The recent story of the Quebec boy who was excluded from a kindergarten draw because he had a plastic sandwich bag is unfortunate. It's also a great lesson about the key role information plays in generating positive change.
Special school activities around planet-friendly practices can have a positive, memorable effect on learning as long as they're backed up with education and adequate advance information. Incorporating background lessons into the curriculum and sending notices home or posting on the school website are great ways to inform everyone involved - including parents - and get some buzz going about the activity so the kids are excited about participating in it.
In the case of six-year-old Felix from Laval, Quebec, somehow the information didn't reach everyone.
As reported in the National Post, Felix's father, Marc-Andre Lanciault says he'd heard nothing of the draw for a stuffie for students who did not bring plastic sandwich bags to school or anything about the school's environmental policy until his son was begging for his sandwich not to be put in a plastic bag.
"Felix explained with lots of emotion and tears in his eyes that there was a simple condition to entering the drawing: Don't use a Ziploc bag in their lunch," Lanciault wrote on his blog, Notre Vie (Our Life). "Seeing the use of a ziploc by his Mum, Felix reacted as if someone had slaughtered a pig for slicing into his ham sandwich," wrote Lanciault.

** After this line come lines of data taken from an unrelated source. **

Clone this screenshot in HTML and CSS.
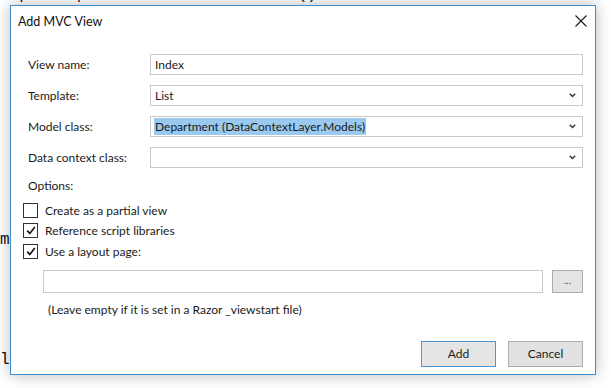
FILE: index.html
```html
<!DOCTYPE html>
<html lang="en">
<head>
	<meta charset="UTF-8">
	<title>Add MVC View</title>
	<link rel="stylesheet" href="styles.css">
</head>
<body>
	<!-- code editor behind the dialog -->
	<div class="editor">
		<div class="line cut">  p     p                      ()</div>
		<div class="line"></div>
		<div class="line"></div>
		<div class="line"></div>
		<div class="line"></div>
		<div class="line"></div>
		<div class="line"></div>
		<div class="line"></div>
		<div class="line"></div>
		<div class="line"></div>
		<div class="line"></div>
		<div class="line"></div>
		<div class="line">m</div>
		<div class="line"></div>
		<div class="line"></div>
		<div class="line"></div>
		<div class="line"></div>
		<div class="line"></div>
		<div class="line">l</div>
	</div>

	<div class="dialog">
		<div class="titlebar">
			<span class="title">Add MVC View</span>
			<span class="close">
				<svg width="12" height="12" viewBox="0 0 12 12"><path d="M0.5 0.5 L11.5 11.5 M11.5 0.5 L0.5 11.5" stroke="#1a1a1a" stroke-width="1.1" fill="none"/></svg>
			</span>
		</div>

		<div class="form">
			<div class="row">
				<label class="label">View name:</label>
				<div class="field">Index</div>
			</div>
			<div class="row">
				<label class="label">Template:</label>
				<div class="field select">
					<span>List</span>
					<svg class="chev" width="7" height="5" viewBox="0 0 7 5"><path d="M0.8 0.8 L3.5 3.6 L6.2 0.8" stroke="#333" stroke-width="1.4" fill="none"/></svg>
				</div>
			</div>
			<div class="row">
				<label class="label">Model class:</label>
				<div class="field select">
					<span class="selected">Department (DataContextLayer.Models)</span>
					<svg class="chev" width="7" height="5" viewBox="0 0 7 5"><path d="M0.8 0.8 L3.5 3.6 L6.2 0.8" stroke="#333" stroke-width="1.4" fill="none"/></svg>
				</div>
			</div>
			<div class="row">
				<label class="label">Data context class:</label>
				<div class="field select">
					<span></span>
					<svg class="chev" width="7" height="5" viewBox="0 0 7 5"><path d="M0.8 0.8 L3.5 3.6 L6.2 0.8" stroke="#333" stroke-width="1.4" fill="none"/></svg>
				</div>
			</div>

			<div class="options-label">Options:</div>

			<div class="checks">
				<div class="check">
					<span class="box"></span>
					<span>Create as a partial view</span>
				</div>
				<div class="check">
					<span class="box"><svg width="10" height="9" viewBox="0 0 10 9"><path d="M1.2 4.6 L3.8 7.4 L8.8 1" stroke="#111" stroke-width="1.6" fill="none"/></svg></span>
					<span>Reference script libraries</span>
				</div>
				<div class="check">
					<span class="box"><svg width="10" height="9" viewBox="0 0 10 9"><path d="M1.2 4.6 L3.8 7.4 L8.8 1" stroke="#111" stroke-width="1.6" fill="none"/></svg></span>
					<span>Use a layout page:</span>
				</div>
			</div>

			<div class="path-row">
				<div class="field path"></div>
				<div class="browse">...</div>
			</div>
			<div class="note">(Leave empty if it is set in a Razor _viewstart file)</div>

			<div class="buttons">
				<div class="btn default">Add</div>
				<div class="btn">Cancel</div>
			</div>
		</div>
	</div>
</body>
</html>
```

FILE: styles.css
```css
*{padding: 0;margin: 0;box-sizing: border-box;}
body{
	width: 611px;
	height: 388px;
	overflow: hidden;
	position: relative;
	background-color: #fff;
}

.editor{
	margin-top: -10px;
	font-family: "Liberation Mono", monospace;
	font-size: 16px;
	color: #111;
}
.editor .line{
	height: 20px;
	line-height: 20px;
	white-space: pre;
}
.editor .line.cut{
	line-height: 11px;
}

.dialog{
	position: absolute;
	left: 10px;
	top: 5px;
	width: 586px;
	height: 370px;
	background-color: #fff;
	border: 1px solid #3b8fd0;
	box-shadow: 0 0 14px rgba(0,0,0,0.28);
	font-family: "Lato", sans-serif;
	font-size: 12px;
	color: #1a1a1a;
}

.titlebar{
	height: 30px;
	display: flex;
	align-items: center;
	justify-content: space-between;
	padding: 0 7px 0 7px;
}
.titlebar .title{
	font-size: 12.5px;
	color: #111;
}
.titlebar .close{
	display: flex;
	margin-right: 1px;
}

.form{
	padding: 18px 12px 0 17px;
}
.row{
	display: flex;
	align-items: center;
	height: 21px;
	margin-bottom: 10px;
}
.label{
	width: 122px;
}
.field{
	flex: 1;
	height: 21px;
	border: 1px solid #c9c9c9;
	padding-left: 4px;
	display: flex;
	align-items: center;
	justify-content: space-between;
}
.select{
	padding-right: 6px;
}
.select .chev{
	flex-shrink: 0;
}
.selected{
	background-color: #99c9ef;
	padding: 1px 1px;
	margin-left: -1px;
}

.options-label{
	height: 16px;
	line-height: 16px;
	margin-bottom: 6px;
}

.checks{
	margin-left: -5px;
}
.check{
	display: flex;
	align-items: center;
	height: 20.5px;
}
.check .box{
	width: 15px;
	height: 15px;
	border: 1px solid #333;
	margin-right: 7px;
	display: flex;
	align-items: center;
	justify-content: center;
}

.path-row{
	display: flex;
	height: 23px;
	margin-top: 8px;
	padding-left: 15px;
}
.path-row .path{
	flex: none;
	width: 500px;
	height: 23px;
}
.browse{
	margin-left: 9px;
	width: 32px;
	height: 23px;
	border: 1px solid #adadad;
	background-color: #e4e4e4;
	display: flex;
	align-items: center;
	justify-content: center;
	font-size: 10px;
	color: #444;
	padding-bottom: 2px;
}

.note{
	margin-top: 9px;
	padding-left: 20px;
	height: 16px;
	line-height: 16px;
}

.buttons{
	display: flex;
	justify-content: flex-end;
	margin-top: 23px;
	gap: 12px;
}
.btn{
	width: 75px;
	height: 26px;
	border: 1px solid #adadad;
	background-color: #e1e1e1;
	display: flex;
	align-items: center;
	justify-content: center;
}
.btn.default{
	border-color: #4a95d8;
	background-color: #e5e5e5;
}
```
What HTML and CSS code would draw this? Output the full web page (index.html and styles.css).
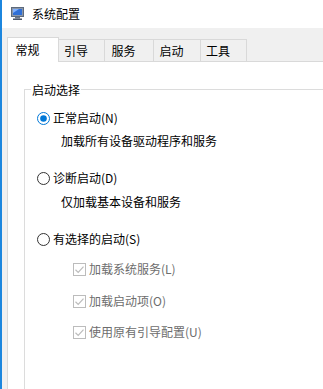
FILE: index.html
```html
<!DOCTYPE html>
<html lang="zh-CN">
<head>
<meta charset="utf-8">
<title>系统配置</title>
<link rel="stylesheet" href="styles.css">
</head>
<body>
<div class="window">
  <div class="titlebar">
    <svg class="app-icon" width="13" height="13" viewBox="0 0 13 13">
      <rect x="0.5" y="0.5" width="12" height="9" fill="#8a96a8" stroke="#5d6a7c"/>
      <rect x="2" y="2" width="9" height="6" fill="#2f6fd6"/>
      <path d="M2 2 L8 2 L2 6 Z" fill="#7fb0ff"/>
      <rect x="4" y="10" width="5" height="1.5" fill="#6b778a"/>
      <rect x="2" y="11.5" width="9" height="1.5" fill="#4a5568"/>
    </svg>
    <span class="title">系统配置</span>
  </div>
  <div class="client">
    <div class="tabs">
      <div class="tab tab-active">常规</div>
      <div class="tab w46">引导</div>
      <div class="tab w49">服务</div>
      <div class="tab w47">启动</div>
      <div class="tab w46">工具</div>
    </div>
    <div class="panel">
      <div class="group">
        <div class="legend">启动选择</div>
        <div class="row radio-row r1">
          <svg class="radio" width="13" height="13" viewBox="0 0 13 13">
            <circle cx="6.5" cy="6.5" r="6" fill="#fff" stroke="#0078d7" stroke-width="1"/>
            <circle cx="6.5" cy="6.5" r="3.3" fill="#0078d7"/>
          </svg>
          <span>正常启动(N)</span>
        </div>
        <div class="row desc d1">加载所有设备驱动程序和服务</div>
        <div class="row radio-row r2">
          <svg class="radio" width="13" height="13" viewBox="0 0 13 13">
            <circle cx="6.5" cy="6.5" r="6" fill="#fff" stroke="#333" stroke-width="1"/>
          </svg>
          <span>诊断启动(D)</span>
        </div>
        <div class="row desc d2">仅加载基本设备和服务</div>
        <div class="row radio-row r3">
          <svg class="radio" width="13" height="13" viewBox="0 0 13 13">
            <circle cx="6.5" cy="6.5" r="6" fill="#fff" stroke="#333" stroke-width="1"/>
          </svg>
          <span>有选择的启动(S)</span>
        </div>
        <div class="row check-row c1">
          <svg class="check" width="13" height="13" viewBox="0 0 13 13">
            <rect x="0.5" y="0.5" width="12" height="12" fill="#fff" stroke="#bcbcbc"/>
            <path d="M2.5 6.8 L5.2 9.4 L10.5 3.6" fill="none" stroke="#bcbcbc" stroke-width="1.2"/>
          </svg>
          <span>加载系统服务(L)</span>
        </div>
        <div class="row check-row c2">
          <svg class="check" width="13" height="13" viewBox="0 0 13 13">
            <rect x="0.5" y="0.5" width="12" height="12" fill="#fff" stroke="#bcbcbc"/>
            <path d="M2.5 6.8 L5.2 9.4 L10.5 3.6" fill="none" stroke="#bcbcbc" stroke-width="1.2"/>
          </svg>
          <span>加载启动项(O)</span>
        </div>
        <div class="row check-row c3">
          <svg class="check" width="13" height="13" viewBox="0 0 13 13">
            <rect x="0.5" y="0.5" width="12" height="12" fill="#fff" stroke="#bcbcbc"/>
            <path d="M2.5 6.8 L5.2 9.4 L10.5 3.6" fill="none" stroke="#bcbcbc" stroke-width="1.2"/>
          </svg>
          <span>使用原有引导配置(U)</span>
        </div>
      </div>
    </div>
  </div>
</div>
</body>
</html>
```
FILE: styles.css
```css
html, body {
  margin: 0;
  padding: 0;
  width: 323px;
  height: 389px;
  overflow: hidden;
  background: #f0f0f0;
}
body {
  font-family: "Noto Sans CJK SC", "Noto Sans", "Liberation Sans", sans-serif;
  font-size: 12px;
  color: #000;
}
.window {
  border-left: 2px solid #1c86de;
  height: 389px;
  box-sizing: border-box;
  width: 600px;
}
.titlebar {
  height: 28px;
  box-sizing: border-box;
  background: #fff;
  display: grid;
  grid-template-columns: 13px max-content;
  column-gap: 8px;
  align-items: center;
  padding-left: 9px;
}
.app-icon {
  display: block;
  width: 13px;
  height: 13px;
  margin-top: -2px;
}
.title {
  display: block;
  line-height: 16px;
  margin-top: -1px;
}
.client {
  padding-top: 9px;
  padding-left: 5px;
  background: #f0f0f0;
  height: 352px;
}
.tabs {
  display: flex;
  align-items: flex-end;
  height: 24px;
}
.tab {
  box-sizing: border-box;
  height: 22px;
  border-top: 1px solid #d9d9d9;
  border-right: 1px solid #d9d9d9;
  background: #f0f0f0;
  display: flex;
  align-items: center;
  justify-content: center;
  line-height: 16px;
  padding-right: 11px;
}
.tab-active {
  width: 52px;
  height: 25px;
  margin-bottom: -1px;
  border-left: 1px solid #d9d9d9;
  background: #fff;
  position: relative;
  z-index: 1;
  padding-bottom: 1px;
}
.w46 { width: 46px; }
.w47 { width: 47px; }
.w49 { width: 49px; }
.panel {
  background: #fff;
  border-top: 1px solid #d9d9d9;
  border-left: 1px solid #d9d9d9;
  padding-top: 27px;
  padding-left: 16px;
  height: 400px;
}
.group {
  border: 1px solid #dcdcdc;
  width: 500px;
  height: 400px;
  padding-left: 12px;
  box-sizing: border-box;
}
.legend {
  display: block;
  width: max-content;
  height: 18px;
  line-height: 18px;
  margin-top: -9px;
  margin-left: -6px;
  padding: 0 1px;
  background: #fff;
}
.row {
  height: 20px;
  line-height: 20px;
  display: flex;
  align-items: center;
  white-space: nowrap;
}
.radio, .check {
  display: block;
  flex: none;
  margin-right: 3px;
}
.r1 { margin-top: 9px; }
.d1 { margin-top: 3px; }
.r2 { margin-top: 17px; }
.d2 { margin-top: 4px; }
.r3 { margin-top: 17px; }
.desc { padding-left: 24px; }
.check-row {
  padding-left: 36px;
  color: #6d6d6d;
}
.c1 { margin-top: 10px; }
.c2 { margin-top: 12px; }
.c3 { margin-top: 11px; }
```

Normally, Felix takes Tupperware to school, but on this occasion it was all in the dishwasher so his sandwich was packed in a plastic sandwich bag.
When questioned about Felix's exclusion from the contest because of a plastic bag, his teacher said, "You know Mr. Lanciault, it is not very good for the environment, we have to take care of our planet, and the bags do not decompose well, etc."
Education and encouragement through positive reinforcement are undoubtedly the better choice over penalty and preaching. In this case, while the kids in Felix's class who didn't bring a plastic sandwich bag that day were rewarded positively with entry into the draw, the unfortunate plastic sandwich bag faux pas landed poor Felix on the other unfriendly side of the environmental fence.
Should Felix be held responsible for his parents' actions at such a young age? No. A good alternative is to run activities by class, especially at the primary levels. 'Waste-free lunch days' or 'walk to school challenges' run as a competition between classes within a school rather than between individuals can be effective without singling out students in a potentially negative way.
Are activities like contests the proper vehicle for educating kids about environmental responsibility? Yes, if they're backed up by an educational component and the science behind it - naturally at a level the kids can understand. A contest is far more interesting and memorable than hearing the same message from the teacher.
And if our child tearily begged us to pack a reusable container that was in the dishwasher? We have to say, we'd probably take a few minutes to wash one by hand.